Prove the following identity:
$$\frac {1}{\cos 0^{\circ} \cdot \cos 1^{\circ}} + \ldots +\frac {1}{\cos 88^{\circ} \cdot \cos 89^{\circ}} = \frac{\cos 1^{\circ}}{\sin 1^{\circ}}$$
After hours of trying, I wasn't able to make any significant progress, that worth mentioning. Then I finally decided to look into the solution, but it seems that author had the same problem, the listed solution is obviously wrong.
$$\sin 1^{\circ}\left(\frac {1}{\cos 0^{\circ} \cdot \cos 1^{\circ}} + \ldots +\frac {1}{\cos 88^{\circ} \cdot \cos 89^{\circ}}\right) = \frac{\cos 1^{\circ}}{\sin 1^{\circ}}$$
$$\frac {\sin 1^{\circ}}{\cos 0^{\circ} \cdot \cos 1^{\circ}} + \ldots +\frac {\sin 1^{\circ}}{\cos 88^{\circ} \cdot \cos 89^{\circ}} = \frac{\cos 1^{\circ}}{\sin 1^{\circ}}$$
$$\frac {\sin (1^{\circ} - 0^{\circ})}{\cos 0^{\circ} \cdot \cos 1^{\circ}} + \ldots +\frac {\sin (89^{\circ} - 88^{\circ})}{\cos 88^{\circ} \cdot \cos 89^{\circ}} = \frac{\cos 1^{\circ}}{\sin 1^{\circ}}$$
$$\frac {\sin 1^{\circ}\cos0^{\circ} - \cos 1^{\circ}\sin 0^{\circ}}{\cos 0^{\circ} \cdot \cos 1^{\circ}} + \ldots +\frac {\sin 89^{\circ}\cos 88^{\circ} - \cos 89^{\circ}\sin 88^{\circ}}{\cos 88^{\circ} \cdot \cos 89^{\circ}} = \frac{\cos 1^{\circ}}{\sin 1^{\circ}}$$
$$\frac {\sin 1^{\circ}}{\cos 1^{\circ}} - \frac {\sin 0^{\circ}}{\cos 0^{\circ}} + \ldots +\frac {\sin 89^{\circ}}{\cos 89^{\circ}} - \frac {\sin 88^{\circ}}{\cos 88^{\circ}} + = \frac{\cos 1^{\circ}}{\sin 1^{\circ}}$$
I hope I'm clear till now, beacuse everything I do was just elementary alegraic and trigonometric transformation. So now it's just telescopic series.
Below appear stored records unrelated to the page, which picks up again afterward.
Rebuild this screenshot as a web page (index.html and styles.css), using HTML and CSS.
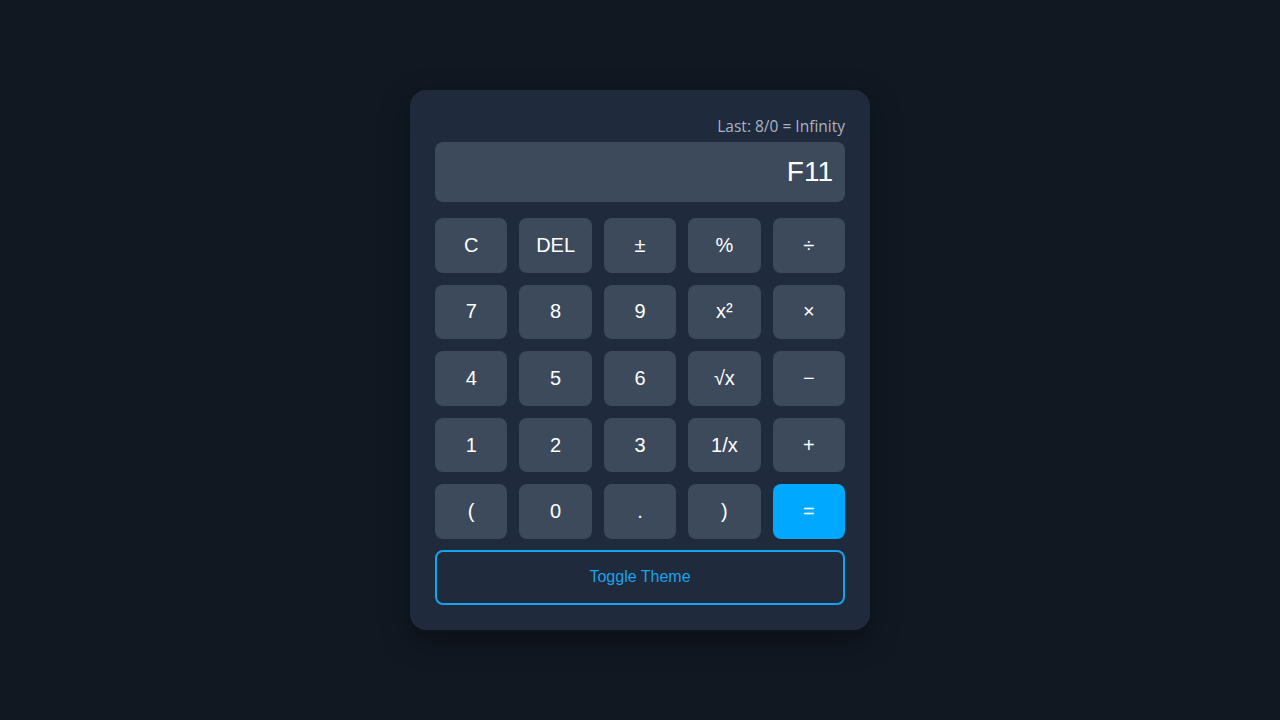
FILE: index.html
```html
<!DOCTYPE html>
<html>
<head>
<meta charset="utf-8">
<link rel="stylesheet" href="styles.css">
</head>
<body>
<div class="calc">
  <div class="last">Last: 8/0 = Infinity</div>
  <div class="display">F11</div>
  <div class="keys">
    <button class="key">C</button>
    <button class="key">DEL</button>
    <button class="key">±</button>
    <button class="key">%</button>
    <button class="key">÷</button>
    <button class="key">7</button>
    <button class="key">8</button>
    <button class="key">9</button>
    <button class="key">x²</button>
    <button class="key">×</button>
    <button class="key">4</button>
    <button class="key">5</button>
    <button class="key">6</button>
    <button class="key">√x</button>
    <button class="key">−</button>
    <button class="key">1</button>
    <button class="key">2</button>
    <button class="key">3</button>
    <button class="key">1/x</button>
    <button class="key">+</button>
    <button class="key">(</button>
    <button class="key">0</button>
    <button class="key">.</button>
    <button class="key">)</button>
    <button class="key equals">=</button>
  </div>
  <button class="toggle">Toggle Theme</button>
</div>
</body>
</html>
```
FILE: styles.css
```css
html, body {
  margin: 0;
  padding: 0;
  height: 100%;
}
body {
  background: #111821;
  display: flex;
  align-items: center;
  justify-content: center;
  font-family: "Liberation Sans", Arial, sans-serif;
}
.calc {
  width: 410px;
  padding: 25px;
  background: #1f2a3d;
  border-radius: 16px;
  box-shadow: 0 10px 30px rgba(0, 0, 0, 0.35);
  display: flex;
  flex-direction: column;
}
.last {
  text-align: right;
  font-family: "Open Sans", "Noto Sans", sans-serif;
  font-size: 15.5px;
  line-height: 22px;
  color: #aab3c0;
  margin-bottom: 5px;
}
.display {
  height: 60px;
  background: #3d4a5c;
  border-radius: 8px;
  display: flex;
  align-items: center;
  justify-content: flex-end;
  padding: 0 12px;
  font-size: 28px;
  color: #ffffff;
  margin-bottom: 16px;
}
.keys {
  display: grid;
  grid-template-columns: repeat(5, 1fr);
  grid-auto-rows: 54.6px;
  gap: 12px;
  margin-bottom: 11px;
}
.key {
  border: none;
  border-radius: 8px;
  background: #3d4a5c;
  color: #ffffff;
  font-family: "Liberation Sans", Arial, sans-serif;
  font-size: 20px;
  padding: 0;
}
.key.equals {
  background: #00a8ff;
}
.toggle {
  height: 55px;
  background: transparent;
  border: 2px solid #16a3ec;
  border-radius: 8px;
  color: #1ca3ea;
  font-family: "Liberation Sans", Arial, sans-serif;
  font-size: 16px;
}
```
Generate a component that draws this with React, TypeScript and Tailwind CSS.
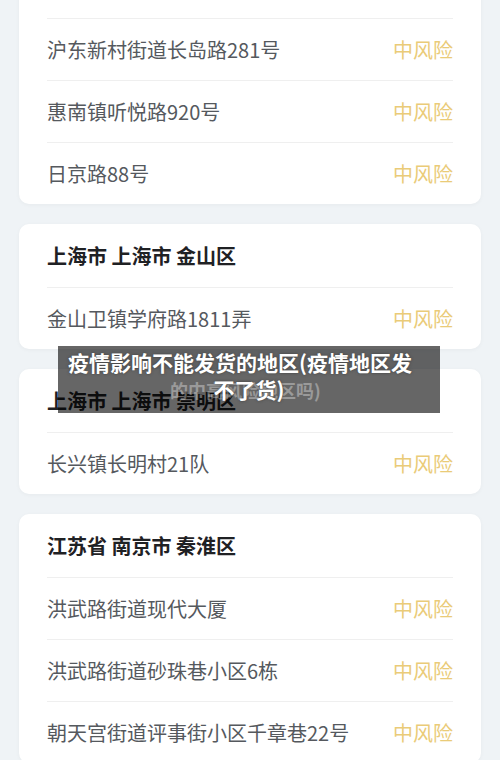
import React from "react";

type Area = {
  title: string;
  items: string[];
};

const AREAS: Area[] = [
  {
    title: "上海市 上海市 浦东新区",
    items: ["沪东新村街道长岛路281号", "惠南镇听悦路920号", "日京路88号"],
  },
  {
    title: "上海市 上海市 金山区",
    items: ["金山卫镇学府路1811弄"],
  },
  {
    title: "上海市 上海市 崇明区",
    items: ["长兴镇长明村21队"],
  },
  {
    title: "江苏省 南京市 秦淮区",
    items: ["洪武路街道现代大厦", "洪武路街道砂珠巷小区6栋", "朝天宫街道评事街小区千章巷22号"],
  },
];

function AreaCard({ area }: { area: Area }) {
  return (
    <div className="rounded-[10px] bg-white shadow-[0_1px_4px_rgba(0,0,0,0.04)]">
      <div className="flex h-[63px] items-center px-7 text-[20px] font-bold text-[#1f2124]">
        {area.title}
      </div>
      {area.items.map((item) => (
        <div key={item} className="mx-7 flex h-[62px] items-center justify-between border-t border-[#efefef]">
          <span className="text-[20px] text-[#55595e]">{item}</span>
          <span className="text-[20px] text-[#eacb78]">中风险</span>
        </div>
      ))}
    </div>
  );
}

export default function App() {
  return (
    <div
      className="relative h-[760px] w-[500px] overflow-hidden bg-[#eff3f6]"
      style={{ fontFamily: '"Noto Sans CJK SC", "Noto Sans", sans-serif' }}
    >
      <div className="-mt-[45px] flex flex-col gap-5 px-[19px]">
        {AREAS.map((a) => (
          <AreaCard key={a.title} area={a} />
        ))}
      </div>

      {/* title banner over the list */}
      <div className="absolute left-[58px] top-[346px] h-[67px] w-[382px] bg-black/60">
        <span className="absolute left-[112px] top-[31px] text-[18px] font-bold leading-[27px] text-white/35">
          的中高风险地区吗)
        </span>
        <div className="relative pl-[9px] pt-[3px] text-[21px] font-bold leading-[27px] text-white [text-shadow:0_0_3px_rgba(60,60,60,0.9)]">
          <div className="w-[346px] text-center">疫情影响不能发货的地区(疫情地区发</div>
          <div className="w-[364px] text-center">不了货)</div>
        </div>
      </div>
    </div>
  );
}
$$\frac {\sin 89^{\circ}}{\cos 89^{\circ}} - \frac {\sin 0^{\circ}}{\cos 0^{\circ}}= \frac{\cos 1^{\circ}}{\sin 1^{\circ}}$$
$$\frac {\sin 89^{\circ}}{\cos 89^{\circ}} = \frac{\cos 1^{\circ}}{\sin 1^{\circ}}$$
$$\frac {\cos 1^{\circ}}{\sin 1^{\circ}} = \frac{\cos 1^{\circ}}{\sin 1^{\circ}}$$
Q.E.D.
But I think this is actualy a counterproof, rather than a proof, because the identity that the author started the proof is different from the one we want. And obviously $\sin 1^{\circ} \neq 1$
My question is the identity wrong, is it a typo? Or am I missing something obvious?
I think it's a typo. $$ \frac{1}{\cos k \cos (k+1)}=\frac{1}{\sin 1}\frac{\sin 1}{\cos k \cos (k+1)}=\frac{1}{\sin 1} \frac{\sin(k+1)\cos(k)-\sin(k)\cos(k+1)}{\cos k \cos (k+1)} \\ =\frac{1}{\sin 1} \left(\tan(k+1)-\tan (k)\right) $$ Then $$ \sin 1\; \sum_{k=0}^{88}\frac{1}{\cos k \cos (k+1)}=\tan(89)-\tan(0)=\frac{\cos(1)}{\sin(1)} $$